Please retype the data in full and exactly; the pictures are not part of the copy.
Start of Information provided
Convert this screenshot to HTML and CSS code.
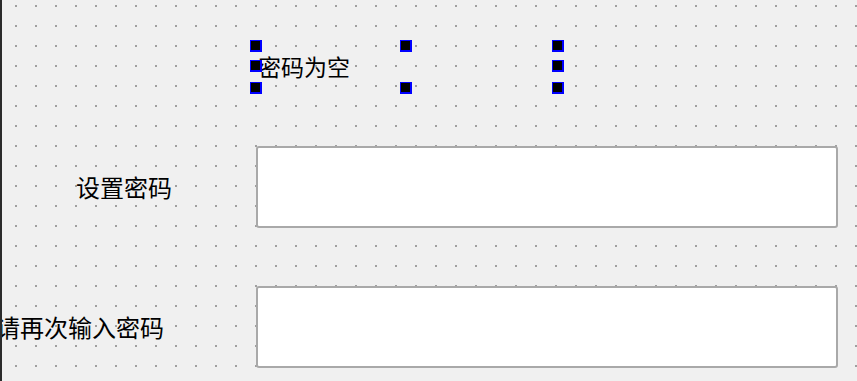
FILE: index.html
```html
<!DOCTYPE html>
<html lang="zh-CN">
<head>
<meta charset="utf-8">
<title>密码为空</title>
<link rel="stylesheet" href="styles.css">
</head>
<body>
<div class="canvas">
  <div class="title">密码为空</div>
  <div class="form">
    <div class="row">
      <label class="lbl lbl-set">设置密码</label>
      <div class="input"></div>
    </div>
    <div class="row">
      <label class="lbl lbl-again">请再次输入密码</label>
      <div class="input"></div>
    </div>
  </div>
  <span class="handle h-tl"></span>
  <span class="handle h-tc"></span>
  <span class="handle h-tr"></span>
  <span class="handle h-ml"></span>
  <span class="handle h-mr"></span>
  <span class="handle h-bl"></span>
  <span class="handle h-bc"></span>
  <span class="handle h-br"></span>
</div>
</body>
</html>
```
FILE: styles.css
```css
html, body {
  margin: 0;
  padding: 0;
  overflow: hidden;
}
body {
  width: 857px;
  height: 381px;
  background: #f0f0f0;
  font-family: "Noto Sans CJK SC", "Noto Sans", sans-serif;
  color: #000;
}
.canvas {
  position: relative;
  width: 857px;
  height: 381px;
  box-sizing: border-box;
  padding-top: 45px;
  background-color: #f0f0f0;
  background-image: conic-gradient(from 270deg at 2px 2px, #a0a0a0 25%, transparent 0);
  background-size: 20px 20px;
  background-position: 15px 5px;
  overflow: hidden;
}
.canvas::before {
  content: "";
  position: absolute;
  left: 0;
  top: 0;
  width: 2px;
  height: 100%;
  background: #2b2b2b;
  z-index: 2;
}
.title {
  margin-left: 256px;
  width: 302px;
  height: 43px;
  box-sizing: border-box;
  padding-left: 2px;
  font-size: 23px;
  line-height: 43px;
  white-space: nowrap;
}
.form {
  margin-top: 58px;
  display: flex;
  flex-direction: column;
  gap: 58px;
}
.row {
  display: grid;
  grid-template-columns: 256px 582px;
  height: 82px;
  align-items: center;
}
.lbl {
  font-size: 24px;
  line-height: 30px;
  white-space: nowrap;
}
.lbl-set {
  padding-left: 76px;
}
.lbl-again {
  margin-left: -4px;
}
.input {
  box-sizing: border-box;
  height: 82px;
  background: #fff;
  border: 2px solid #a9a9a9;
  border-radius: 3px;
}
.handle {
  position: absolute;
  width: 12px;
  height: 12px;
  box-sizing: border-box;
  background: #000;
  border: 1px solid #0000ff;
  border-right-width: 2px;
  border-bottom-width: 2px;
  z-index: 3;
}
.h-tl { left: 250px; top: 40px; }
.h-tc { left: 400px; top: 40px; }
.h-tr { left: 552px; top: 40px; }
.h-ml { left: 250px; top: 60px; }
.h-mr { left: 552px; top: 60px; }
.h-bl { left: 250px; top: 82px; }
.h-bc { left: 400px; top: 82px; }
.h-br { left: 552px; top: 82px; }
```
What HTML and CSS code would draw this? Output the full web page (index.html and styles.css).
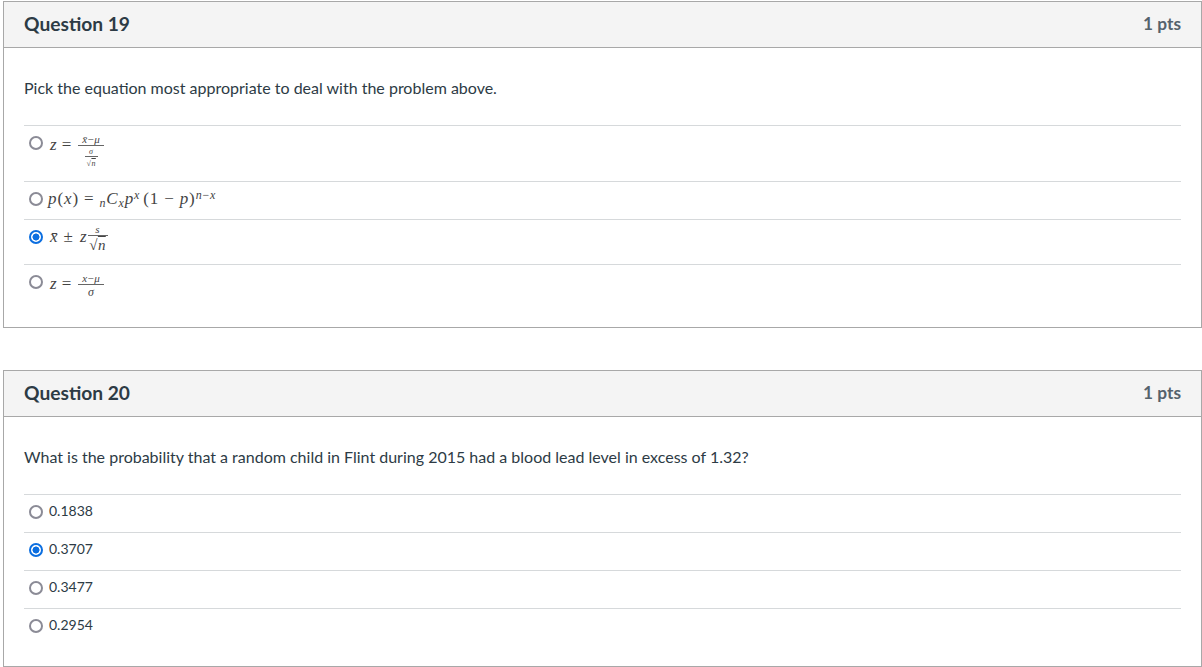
End of Information provided
[Correct result]
Convert this screenshot to HTML and CSS code.
FILE: index.html
```html
<!DOCTYPE html>
<html lang="zh-CN">
<head>
<meta charset="utf-8">
<title>密码为空</title>
<link rel="stylesheet" href="styles.css">
</head>
<body>
<div class="canvas">
  <div class="title">密码为空</div>
  <div class="form">
    <div class="row">
      <label class="lbl lbl-set">设置密码</label>
      <div class="input"></div>
    </div>
    <div class="row">
      <label class="lbl lbl-again">请再次输入密码</label>
      <div class="input"></div>
    </div>
  </div>
  <span class="handle h-tl"></span>
  <span class="handle h-tc"></span>
  <span class="handle h-tr"></span>
  <span class="handle h-ml"></span>
  <span class="handle h-mr"></span>
  <span class="handle h-bl"></span>
  <span class="handle h-bc"></span>
  <span class="handle h-br"></span>
</div>
</body>
</html>
```
FILE: styles.css
```css
html, body {
  margin: 0;
  padding: 0;
  overflow: hidden;
}
body {
  width: 857px;
  height: 381px;
  background: #f0f0f0;
  font-family: "Noto Sans CJK SC", "Noto Sans", sans-serif;
  color: #000;
}
.canvas {
  position: relative;
  width: 857px;
  height: 381px;
  box-sizing: border-box;
  padding-top: 45px;
  background-color: #f0f0f0;
  background-image: conic-gradient(from 270deg at 2px 2px, #a0a0a0 25%, transparent 0);
  background-size: 20px 20px;
  background-position: 15px 5px;
  overflow: hidden;
}
.canvas::before {
  content: "";
  position: absolute;
  left: 0;
  top: 0;
  width: 2px;
  height: 100%;
  background: #2b2b2b;
  z-index: 2;
}
.title {
  margin-left: 256px;
  width: 302px;
  height: 43px;
  box-sizing: border-box;
  padding-left: 2px;
  font-size: 23px;
  line-height: 43px;
  white-space: nowrap;
}
.form {
  margin-top: 58px;
  display: flex;
  flex-direction: column;
  gap: 58px;
}
.row {
  display: grid;
  grid-template-columns: 256px 582px;
  height: 82px;
  align-items: center;
}
.lbl {
  font-size: 24px;
  line-height: 30px;
  white-space: nowrap;
}
.lbl-set {
  padding-left: 76px;
}
.lbl-again {
  margin-left: -4px;
}
.input {
  box-sizing: border-box;
  height: 82px;
  background: #fff;
  border: 2px solid #a9a9a9;
  border-radius: 3px;
}
.handle {
  position: absolute;
  width: 12px;
  height: 12px;
  box-sizing: border-box;
  background: #000;
  border: 1px solid #0000ff;
  border-right-width: 2px;
  border-bottom-width: 2px;
  z-index: 3;
}
.h-tl { left: 250px; top: 40px; }
.h-tc { left: 400px; top: 40px; }
.h-tr { left: 552px; top: 40px; }
.h-ml { left: 250px; top: 60px; }
.h-mr { left: 552px; top: 60px; }
.h-bl { left: 250px; top: 82px; }
.h-bc { left: 400px; top: 82px; }
.h-br { left: 552px; top: 82px; }
```
What HTML and CSS code would draw this? Output the full web page (index.html and styles.css).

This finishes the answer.